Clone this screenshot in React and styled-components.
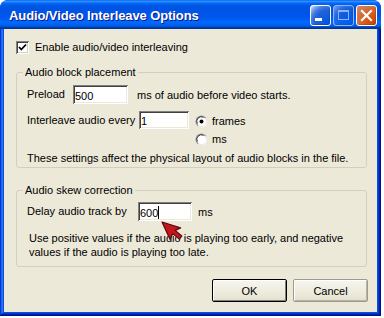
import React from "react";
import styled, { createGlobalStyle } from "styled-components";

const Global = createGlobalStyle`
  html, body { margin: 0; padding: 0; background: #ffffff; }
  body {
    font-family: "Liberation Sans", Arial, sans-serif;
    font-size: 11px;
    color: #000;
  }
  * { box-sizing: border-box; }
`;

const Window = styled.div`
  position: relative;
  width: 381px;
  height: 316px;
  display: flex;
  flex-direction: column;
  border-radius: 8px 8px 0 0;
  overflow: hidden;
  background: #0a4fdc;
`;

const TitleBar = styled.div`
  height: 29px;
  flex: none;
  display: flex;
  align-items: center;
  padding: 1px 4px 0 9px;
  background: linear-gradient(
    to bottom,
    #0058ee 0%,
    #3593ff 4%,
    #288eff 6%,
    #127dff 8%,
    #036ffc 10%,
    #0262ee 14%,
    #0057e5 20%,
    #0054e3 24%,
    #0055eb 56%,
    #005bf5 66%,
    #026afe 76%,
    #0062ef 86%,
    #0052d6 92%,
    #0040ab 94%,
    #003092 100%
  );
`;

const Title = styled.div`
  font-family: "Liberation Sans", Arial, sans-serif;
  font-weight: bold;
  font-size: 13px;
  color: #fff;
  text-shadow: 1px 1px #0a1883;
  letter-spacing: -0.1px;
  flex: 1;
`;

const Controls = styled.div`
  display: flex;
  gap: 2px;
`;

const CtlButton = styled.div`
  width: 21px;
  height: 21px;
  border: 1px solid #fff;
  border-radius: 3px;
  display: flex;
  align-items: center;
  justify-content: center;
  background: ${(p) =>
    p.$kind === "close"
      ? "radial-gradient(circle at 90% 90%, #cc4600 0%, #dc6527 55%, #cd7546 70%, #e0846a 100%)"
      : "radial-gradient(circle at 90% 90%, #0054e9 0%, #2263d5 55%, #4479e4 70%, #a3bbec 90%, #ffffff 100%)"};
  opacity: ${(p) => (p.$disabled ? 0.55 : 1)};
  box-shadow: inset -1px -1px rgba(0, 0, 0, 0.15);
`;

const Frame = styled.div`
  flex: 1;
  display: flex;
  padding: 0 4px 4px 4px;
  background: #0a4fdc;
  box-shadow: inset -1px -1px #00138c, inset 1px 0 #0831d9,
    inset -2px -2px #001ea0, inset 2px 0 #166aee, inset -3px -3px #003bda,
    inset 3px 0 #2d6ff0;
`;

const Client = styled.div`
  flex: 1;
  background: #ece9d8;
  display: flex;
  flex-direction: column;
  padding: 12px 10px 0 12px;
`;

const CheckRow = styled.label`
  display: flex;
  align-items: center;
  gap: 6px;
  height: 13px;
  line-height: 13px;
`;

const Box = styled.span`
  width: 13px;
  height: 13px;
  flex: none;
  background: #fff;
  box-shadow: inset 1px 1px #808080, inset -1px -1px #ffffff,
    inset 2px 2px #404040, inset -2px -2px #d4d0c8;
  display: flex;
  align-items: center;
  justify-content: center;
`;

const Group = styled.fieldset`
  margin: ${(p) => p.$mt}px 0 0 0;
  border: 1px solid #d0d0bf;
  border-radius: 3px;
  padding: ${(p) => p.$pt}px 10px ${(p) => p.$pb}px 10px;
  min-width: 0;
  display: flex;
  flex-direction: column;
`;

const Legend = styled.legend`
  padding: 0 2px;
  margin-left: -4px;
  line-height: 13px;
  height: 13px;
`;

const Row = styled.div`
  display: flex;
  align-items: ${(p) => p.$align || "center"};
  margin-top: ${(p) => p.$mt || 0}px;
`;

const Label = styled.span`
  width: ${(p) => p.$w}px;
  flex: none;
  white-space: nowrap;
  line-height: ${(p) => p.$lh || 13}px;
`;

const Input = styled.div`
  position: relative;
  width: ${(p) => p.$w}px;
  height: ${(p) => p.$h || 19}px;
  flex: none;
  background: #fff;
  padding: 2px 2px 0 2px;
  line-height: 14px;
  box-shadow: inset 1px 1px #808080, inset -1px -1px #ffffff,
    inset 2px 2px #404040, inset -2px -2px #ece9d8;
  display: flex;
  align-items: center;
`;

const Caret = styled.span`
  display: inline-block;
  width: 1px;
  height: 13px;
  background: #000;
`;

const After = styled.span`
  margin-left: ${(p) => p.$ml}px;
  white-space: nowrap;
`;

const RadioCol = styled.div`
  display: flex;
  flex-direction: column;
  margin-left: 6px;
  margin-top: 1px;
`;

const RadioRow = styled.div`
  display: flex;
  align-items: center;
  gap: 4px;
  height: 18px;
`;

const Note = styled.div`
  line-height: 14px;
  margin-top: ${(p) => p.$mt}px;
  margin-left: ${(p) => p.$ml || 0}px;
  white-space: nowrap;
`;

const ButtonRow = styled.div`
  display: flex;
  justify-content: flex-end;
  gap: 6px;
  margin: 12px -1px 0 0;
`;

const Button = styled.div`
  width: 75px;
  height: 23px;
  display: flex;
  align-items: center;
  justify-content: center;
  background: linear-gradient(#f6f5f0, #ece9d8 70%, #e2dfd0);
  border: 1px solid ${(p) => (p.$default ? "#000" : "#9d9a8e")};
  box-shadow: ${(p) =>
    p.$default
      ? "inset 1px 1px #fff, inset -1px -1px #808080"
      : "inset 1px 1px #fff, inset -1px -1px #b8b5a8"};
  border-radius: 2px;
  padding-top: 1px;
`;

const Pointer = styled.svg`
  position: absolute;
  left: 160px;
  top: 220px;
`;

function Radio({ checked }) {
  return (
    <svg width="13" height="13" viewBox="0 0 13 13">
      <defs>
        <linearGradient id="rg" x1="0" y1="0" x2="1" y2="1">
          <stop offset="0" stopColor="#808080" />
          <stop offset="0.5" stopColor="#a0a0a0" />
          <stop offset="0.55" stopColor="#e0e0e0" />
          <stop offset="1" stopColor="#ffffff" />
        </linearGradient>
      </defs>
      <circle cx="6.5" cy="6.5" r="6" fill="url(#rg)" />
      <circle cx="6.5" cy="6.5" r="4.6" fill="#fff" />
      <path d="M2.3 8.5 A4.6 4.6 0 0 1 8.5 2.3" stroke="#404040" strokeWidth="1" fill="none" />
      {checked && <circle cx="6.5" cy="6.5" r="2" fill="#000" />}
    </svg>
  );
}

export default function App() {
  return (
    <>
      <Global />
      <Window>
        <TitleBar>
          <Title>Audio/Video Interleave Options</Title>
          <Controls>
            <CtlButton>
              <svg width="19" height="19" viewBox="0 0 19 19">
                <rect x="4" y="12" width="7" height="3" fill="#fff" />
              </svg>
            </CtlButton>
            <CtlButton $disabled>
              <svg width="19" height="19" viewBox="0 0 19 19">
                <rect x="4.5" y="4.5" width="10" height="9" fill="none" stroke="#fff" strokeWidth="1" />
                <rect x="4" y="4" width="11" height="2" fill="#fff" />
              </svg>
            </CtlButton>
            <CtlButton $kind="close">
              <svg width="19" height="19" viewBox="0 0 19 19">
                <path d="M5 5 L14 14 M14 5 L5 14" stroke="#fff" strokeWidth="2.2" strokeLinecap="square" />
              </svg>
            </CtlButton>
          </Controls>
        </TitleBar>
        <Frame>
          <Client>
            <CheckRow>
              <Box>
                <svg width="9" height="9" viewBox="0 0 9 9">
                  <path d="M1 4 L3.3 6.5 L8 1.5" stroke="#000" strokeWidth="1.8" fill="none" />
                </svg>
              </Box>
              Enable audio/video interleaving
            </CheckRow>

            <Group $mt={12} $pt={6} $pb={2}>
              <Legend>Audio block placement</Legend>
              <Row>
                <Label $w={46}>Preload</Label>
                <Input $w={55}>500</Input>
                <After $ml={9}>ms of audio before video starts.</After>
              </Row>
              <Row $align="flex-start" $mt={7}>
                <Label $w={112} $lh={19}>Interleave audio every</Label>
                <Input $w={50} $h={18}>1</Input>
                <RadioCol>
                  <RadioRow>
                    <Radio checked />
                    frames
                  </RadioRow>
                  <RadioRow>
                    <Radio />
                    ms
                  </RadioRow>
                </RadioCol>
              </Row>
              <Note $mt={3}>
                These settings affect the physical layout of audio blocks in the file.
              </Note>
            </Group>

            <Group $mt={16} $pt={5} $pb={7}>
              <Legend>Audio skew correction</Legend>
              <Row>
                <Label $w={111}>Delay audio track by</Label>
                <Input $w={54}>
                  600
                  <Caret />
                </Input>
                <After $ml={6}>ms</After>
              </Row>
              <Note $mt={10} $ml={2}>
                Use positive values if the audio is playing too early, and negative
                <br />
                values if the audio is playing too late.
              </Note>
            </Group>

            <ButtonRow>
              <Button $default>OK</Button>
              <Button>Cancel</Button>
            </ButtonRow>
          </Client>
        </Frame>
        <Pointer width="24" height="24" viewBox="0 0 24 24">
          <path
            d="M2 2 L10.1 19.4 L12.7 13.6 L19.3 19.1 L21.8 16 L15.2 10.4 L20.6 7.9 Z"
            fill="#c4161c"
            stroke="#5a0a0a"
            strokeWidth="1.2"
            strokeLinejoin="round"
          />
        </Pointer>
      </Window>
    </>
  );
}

— WHAT TO WORK ON —
Copy out every line holding the string "React".

— RESPONSE —
Clone this screenshot in React and styled-components.
import React from "react";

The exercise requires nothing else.